Damage to North Carolina, and UNC
In the meantime, North Carolina’s law is not just drawing negative national news coverage, it is getting expensive. This expense is registering in the minds of even conservatives; the NYT article linked above quoted a 79 year old man who had no problem saying that “a man wants to change to a woman, he’s got a mental problem,” nonetheless said he might end up voting for McCrory’s democratic opponent in November because of the economic damage to the state. Last Friday, NASCAR denounced the law in very blunt terms, which is significant in one of motorsports’ home states. Within days of its passage, Charlotte lost up to 500 jobs at PayPal, which canceled an expansion due to the law, and Deutsche Bank announced it would cancel an announced expansion in Cary, costing another 250 jobs. Apparently a whole bunch of conventions in Charlotte are either being cut or about to be cut. And of course that list doesn’t include those who just privately crossed North Carolina off their list. Bruce Springsteen canceled a concert in Greensboro, causing the Greensboro Republican who voted for a bill that deprives thousands and thousands of people even the potential for equal protection under the law to – with a straight face! – call Springsteen a “bully.” Last week, the NBA announced that if the state did not repeal the law, it would play its all-star game next year somewhere else, despite its originally being scheduled for Charlotte. Over 160 businesses have signed a letter opposing the law, and Duke University issued a statement the other day that the institution “deplores in the strongest possible terms the new state law.” UNC Chapel Hill’s Chancellor denounced it, and even new UNC system president Margaret Spellings – who said the system would enforce the law (she was criticized on this point, but as the chief executive of the UNC system, what choice did she really have?) – has publicly criticized the effect the law will have on the system’s ability to recruit and retain good students and faculty, and for its chilling effects on campus discourse. She might have added that being denied access to gender-appropriate bathrooms substantially raises the already shockingly high rate of suicide attempts by trans* college students.

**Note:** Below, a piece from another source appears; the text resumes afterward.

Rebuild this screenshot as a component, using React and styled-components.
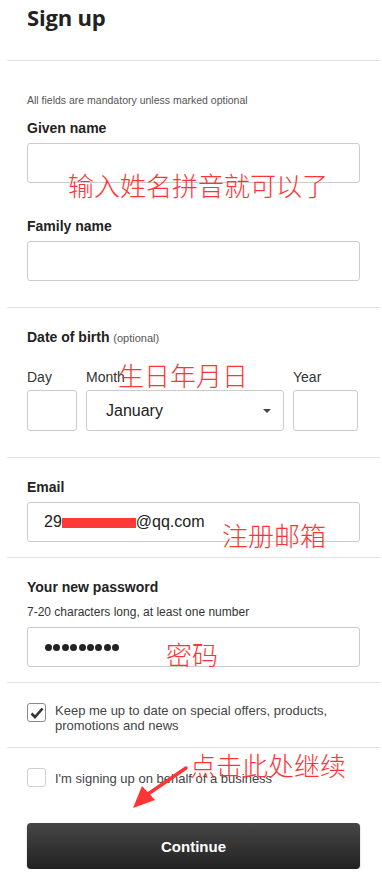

The Governor and the law’s supporters like to say that only extreme leftists who misunderstand the law oppose it. But that list includes some people who aren’t usually known for being on the left, and not just Spellings. For example Charles Krauthammer denounced the law on Fox News as a solution looking for a problem. Hugh McColl, the guy who built Bank of America into the behemoth it is today, and who played a major role in making Charlotte the city it is today, has also spoken against it. Donald Trump (!) denounced it. A recent media attempt to survey state lawmakers on whether they would prefer to keep the bill as is or revise (or scrap) it got less than a third response rate (nearly all democrats; Republicans apparently refused to answer the phone, hung up on reporters, asked to be called back and then didn’t answer the phone, and so on). One supporter said, “we read your questionnaire and believed it was a trap and I would not respond.”
Yep. Basic legislative awareness of public opinion, responsiveness to it, accountability to constituents and awareness that constitutional rights are not subject to legislative vote, and the privacy of religious practices. It’s quite a trap those wicked leftist constitutional founders left for us.